## Dataset section:
>> Start
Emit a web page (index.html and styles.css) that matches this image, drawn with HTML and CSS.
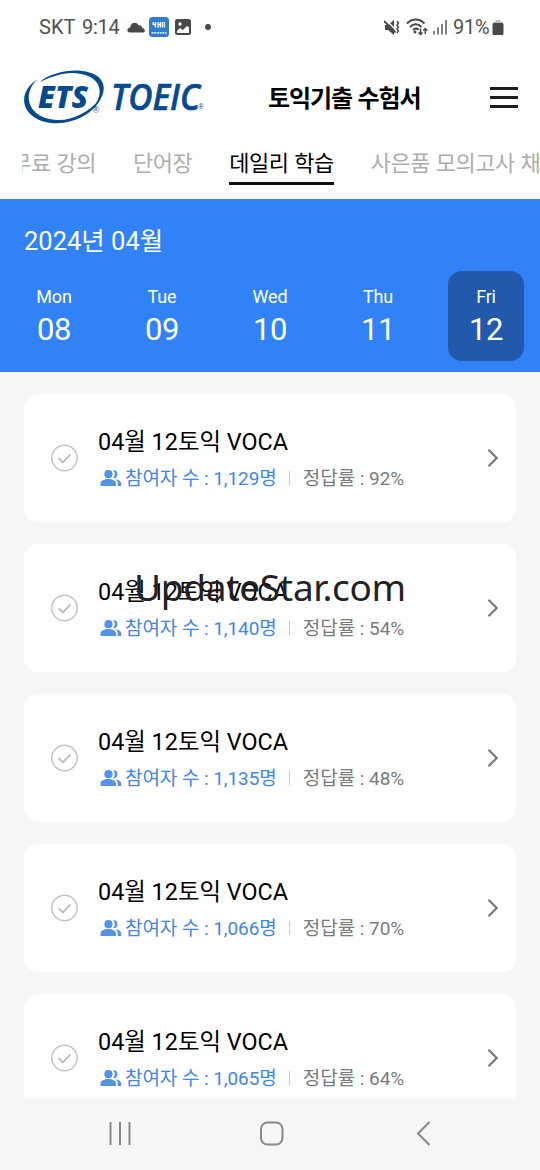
FILE: index.html
```html
<!DOCTYPE html>
<html lang="ko">
<head>
<meta charset="utf-8">
<title>토익기출 수험서</title>
<link rel="stylesheet" href="styles.css">
</head>
<body>
<svg class="defs" width="0" height="0">
  <symbol id="check" viewBox="0 0 28 28"><circle cx="14.500" cy="14" r="12.700" fill="none" stroke="#c2c5c7" stroke-width="1.500"/><path d="M8.700 14.200l4.200 4.200 7.600-8" fill="none" stroke="#bcc0c2" stroke-width="2"/></symbol>
  <symbol id="people" viewBox="0 0 22 16"><g fill="#5592ea"><circle cx="8.500" cy="4.200" r="4.100"/><path d="M.5 16v-2.500C.5 7.500 16 7.500 16 13.500V16zM13 .3c6-1.200 6 9 0 7.800 2.300-2.200 2.300-5.600 0-7.800zM15.500 9.300c3.400.5 5.700 2 5.700 4.200V16h-3.500v-2.500c0-1.700-.8-3.200-2.200-4.200z"/></g></symbol>
  <symbol id="next" viewBox="0 0 12 20"><path d="M1.500 1.800L9.700 10l-8.200 8.200" fill="none" stroke="#767a7d" stroke-width="2.200"/></symbol>
</svg>
<div class="screen">
  <div class="status">
    <span class="carrier">SKT</span><span class="clock">9:14</span>
    <svg class="cloud" width="18" height="11" viewBox="0 0 18 11"><path fill="#484848" d="M2.800 10.500C-.5 10.500-.5 6 3 5.700 3.500 1 9-1.300 11.500 3.200c2-.4 3.500.9 3.700 2.700 3.500.4 3.300 4.600.8 4.600z"/></svg>
    <svg class="appicon" width="20" height="20" viewBox="0 0 20 20"><rect width="20" height="20" rx="3.500" fill="#347bc9"/><path d="M4.200 5v2.500h2M6.500 5v5.500M9 5v5.500M9 7.700h2M11.300 5v5.500M13.300 5v5.500M15.300 5v5.500" fill="none" stroke="#fff" stroke-width="1.300"/><path d="M2.500 15.800h15" stroke="#d5e5f7" stroke-width="1.700" stroke-dasharray="2 .7"/></svg>
    <svg class="photo" width="16" height="16" viewBox="0 0 16 16"><rect x="1" y="1" width="14" height="14" rx="1.500" fill="#fff" stroke="#484848" stroke-width="2"/><path d="M1 1h14v8l-3-2-4 4-3-2-4 4z" fill="#484848"/><circle cx="5" cy="5" r="1.700" fill="#fff"/></svg>
    <span class="dot"></span>
    <span class="spacer"></span>
    <svg width="16" height="17" viewBox="0 0 16 17"><path d="M1 6h3l6-5v15l-6-5H1z" fill="#484848"/><path d="M2 1l11 11" stroke="#fff" stroke-width="1.500"/><path d="M0 2l11.500 11.500" stroke="#484848" stroke-width="1.800"/><path d="M13 2l1.500 2-1.500 2 1.500 2-1.500 2 1.500 2-1.500 2" fill="none" stroke="#484848" stroke-width="1.400"/></svg>
    <svg class="wifi" width="22" height="18" viewBox="0 0 22 18"><g fill="none" stroke="#484848" stroke-width="2"><path d="M1 5.500c5-5.300 12.500-5.300 17.500 0M4 9c3.500-3.700 8-3.700 11.500 0M7 12c2-1.700 4-1.700 5.500-.3"/><path d="M14.500 10.500v6m-2-2l2 2 2-2M19.300 16v-5.500m-2 2l2-2 2 2" stroke-width="1.500"/></g><circle cx="9" cy="14" r="1.500" fill="#484848"/></svg>
    <svg class="signal" width="14" height="16" viewBox="0 0 14 16"><path d="M1 12v3.500M5 8.500v7M9 5v10.500M13 1v14.500" stroke="#555" stroke-width="1.500"/></svg>
    <span class="percent">91%</span>
    <svg class="battery" width="12" height="17" viewBox="0 0 12 17"><path d="M3.500 1h5v2H11v3H1V3h2.500z" fill="#bbb"/><rect x=".5" y="4" width="11" height="12" rx="1.500" fill="#484848"/></svg>
  </div>
  <header class="header">
    <svg class="logo" width="184" height="56" viewBox="0 0 184 56">
      <g fill="#064a8e">
        <path d="M15 10C-7 23-3 50 28 54 52 56 72 43 78 29 65 44 49 52 33 51 3 49-1 23 15 10z"/>
        <path d="M17 13C25 5 46 0 59 2 81 4 87 20 74 35c-1 2-3 4-5 5C83 24 77 8 58 5 44 2 30 7 17 13z"/>
        <text class="logo-text" x="15" y="39" font-size="30" textLength="50" lengthAdjust="spacingAndGlyphs">ETS</text>
        <text class="logo-text toeic" x="88" y="41" font-size="36" textLength="89" lengthAdjust="spacingAndGlyphs">TOEIC</text>
        <text class="reg" x="69.500" y="43.500" font-size="9">®</text>
        <text class="reg" x="175" y="39.500" font-size="8">®</text>
      </g>
    </svg>
    <h1 class="title">토익기출 수험서</h1>
    <span class="menu"><i class="bar"></i><i class="bar"></i><i class="bar"></i></span>
  </header>
  <nav class="tabs"><span class="tab first">무료 강의</span><span class="tab">단어장</span><span class="tab active">데일리 학습</span><span class="tab">사은품 모의고사 채점</span></nav>
  <section class="calendar">
    <div class="month">2024년 04월</div>
    <div class="days">
      <div class="day"><span class="dow">Mon</span><span class="date">08</span></div>
      <div class="day"><span class="dow">Tue</span><span class="date">09</span></div>
      <div class="day"><span class="dow">Wed</span><span class="date">10</span></div>
      <div class="day"><span class="dow">Thu</span><span class="date">11</span></div>
      <div class="day selected"><span class="dow">Fri</span><span class="date">12</span></div>
    </div>
  </section>
  <main class="list">
    <article class="card"><svg class="check"><use href="#check"/></svg><div class="info"><div class="name">04월 12토익 VOCA</div><div class="meta"><svg class="people"><use href="#people"/></svg><span class="count">참여자 수 : 1,129명</span><i class="sep"></i><span class="rate">정답률 : 92%</span></div></div><svg class="next"><use href="#next"/></svg></article>
    <article class="card"><svg class="check"><use href="#check"/></svg><div class="info"><div class="name">04월 12토익 VOCA</div><div class="meta"><svg class="people"><use href="#people"/></svg><span class="count">참여자 수 : 1,140명</span><i class="sep"></i><span class="rate">정답률 : 54%</span></div></div><svg class="next"><use href="#next"/></svg></article>
    <article class="card"><svg class="check"><use href="#check"/></svg><div class="info"><div class="name">04월 12토익 VOCA</div><div class="meta"><svg class="people"><use href="#people"/></svg><span class="count">참여자 수 : 1,135명</span><i class="sep"></i><span class="rate">정답률 : 48%</span></div></div><svg class="next"><use href="#next"/></svg></article>
    <article class="card"><svg class="check"><use href="#check"/></svg><div class="info"><div class="name">04월 12토익 VOCA</div><div class="meta"><svg class="people"><use href="#people"/></svg><span class="count">참여자 수 : 1,066명</span><i class="sep"></i><span class="rate">정답률 : 70%</span></div></div><svg class="next"><use href="#next"/></svg></article>
    <article class="card"><svg class="check"><use href="#check"/></svg><div class="info"><div class="name">04월 12토익 VOCA</div><div class="meta"><svg class="people"><use href="#people"/></svg><span class="count">참여자 수 : 1,065명</span><i class="sep"></i><span class="rate">정답률 : 64%</span></div></div><svg class="next"><use href="#next"/></svg></article>
  </main>
  <footer class="navbar">
    <svg width="24" height="26" viewBox="0 0 24 26"><path d="M2.500 2v23M12 2v23M21.500 2v23" stroke="#888" stroke-width="2"/></svg>
    <svg width="24" height="26" viewBox="0 0 24 26"><rect x="1" y="2.500" width="21.500" height="22" rx="6.500" fill="none" stroke="#888" stroke-width="2"/></svg>
    <svg width="24" height="26" viewBox="0 0 24 26"><path d="M18.500 2L7 13.500l11.500 11.500" fill="none" stroke="#888" stroke-width="2"/></svg>
  </footer>
  <div class="watermark">UpdateStar.com</div>
</div>
</body>
</html>
```

FILE: styles.css
```css
* { box-sizing: border-box; }
body { margin: 0; font-family: Roboto, "Noto Sans CJK KR", sans-serif; background: #f6f6f6; }
svg { display: block; flex: none; }
.defs { position: absolute; }
.screen { position: relative; width: 540px; height: 1170px; overflow: hidden; display: flex; flex-direction: column; background: #f6f6f6; }
.status { height: 54px; flex: none; background: #fff; display: flex; align-items: center; padding: 0 36px 0 39px; font-size: 20px; line-height: 24px; color: #505050; }
.carrier { width: 43px; }
.clock { width: 45px; letter-spacing: -.3px; }
.cloud { margin-right: 4px; }
.photo { margin-left: 6px; }
.dot { width: 6px; height: 6px; border-radius: 50%; background: #484848; margin-left: 14px; }
.spacer { flex: 1; }
.wifi { margin-left: 6px; }
.signal { margin: 0 6px 0 5px; }
.percent { width: 39px; letter-spacing: -.3px; }
.header { height: 86px; flex: none; background: #fff; display: flex; align-items: center; padding: 0 22px 0 23px; }
.logo-text { font-family: "Open Sans", sans-serif; font-weight: 800; font-style: italic; }
.toeic { font-weight: 600; stroke: #064a8e; stroke-width: .6px; }
.reg { font-family: "Liberation Sans", sans-serif; }
.title { margin: 0 0 0 61px; font: 700 24px/36px "Noto Sans CJK KR", sans-serif; letter-spacing: -1.1px; white-space: nowrap; }
.menu { margin-left: auto; display: flex; flex-direction: column; gap: 6px; width: 28px; }
.bar { height: 3px; background: #1b1d20; }
.tabs { height: 59px; flex: none; background: #fff; display: flex; gap: 37px; padding-left: 22px; overflow: hidden; font: 400 22px/40px "Noto Sans CJK KR", sans-serif; color: #adadad; white-space: nowrap; }
.tab { height: 45px; flex: none; padding-top: 1px; letter-spacing: -.48px; }
.first { width: 74px; display: flex; justify-content: flex-end; overflow: hidden; }
.active { color: #000; border-bottom: 3px solid #111; }
.calendar { height: 173px; flex: none; background: #3182f7; color: #fff; padding: 26px 0 0; }
.month { font-size: 25.500px; line-height: 32px; padding-left: 24px; }
.days { display: flex; margin-top: 14px; }
.day { width: 76px; height: 90px; flex: none; display: flex; flex-direction: column; align-items: center; padding-top: 16px; margin: 0 16px; }
.selected { background: #2259ab; border-radius: 14px; }
.dow { font-size: 18px; line-height: 20px; letter-spacing: -.2px; }
.date { font-size: 31px; line-height: 36px; margin-top: 5px; letter-spacing: -.5px; }
.list { height: 726px; flex: none; overflow: hidden; padding: 22px 24px 0; display: flex; flex-direction: column; gap: 22px; }
.card { height: 128px; flex: none; background: #fff; border-radius: 14px; display: flex; align-items: center; padding: 0 17px 0 26px; }
.check { width: 28px; height: 28px; }
.info { margin-left: 20px; padding-top: 4px; flex: 1; }
.name { font-size: 23.400px; line-height: 34px; color: #000; margin-top: -2px; white-space: nowrap; }
.meta { display: flex; align-items: center; height: 28px; margin-top: 6px; font-size: 19px; line-height: 28px; white-space: nowrap; }
.people { width: 22px; height: 16px; margin: 0 3px 2px 2px; }
.count { color: #3e86e9; letter-spacing: -.06px; }
.sep { width: 1px; height: 14px; background: #c8cacc; margin: 0 13px 2px 12px; }
.rate { color: #777b7e; letter-spacing: -.03px; }
.next { width: 12px; height: 20px; }
.navbar { height: 72px; flex: none; display: flex; justify-content: space-between; padding: 22px 105px 0 108px; background: #f6f6f6; }
.watermark { position: absolute; left: 0; top: 562px; width: 540px; text-align: center; font: 400 37px/50px "Noto Sans", sans-serif; letter-spacing: -.3px; color: #222; }
```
>> End
## Exercise prompt:
What is the number of lines that contain "styles"? Reply with that number alone.

## Exercise output:
3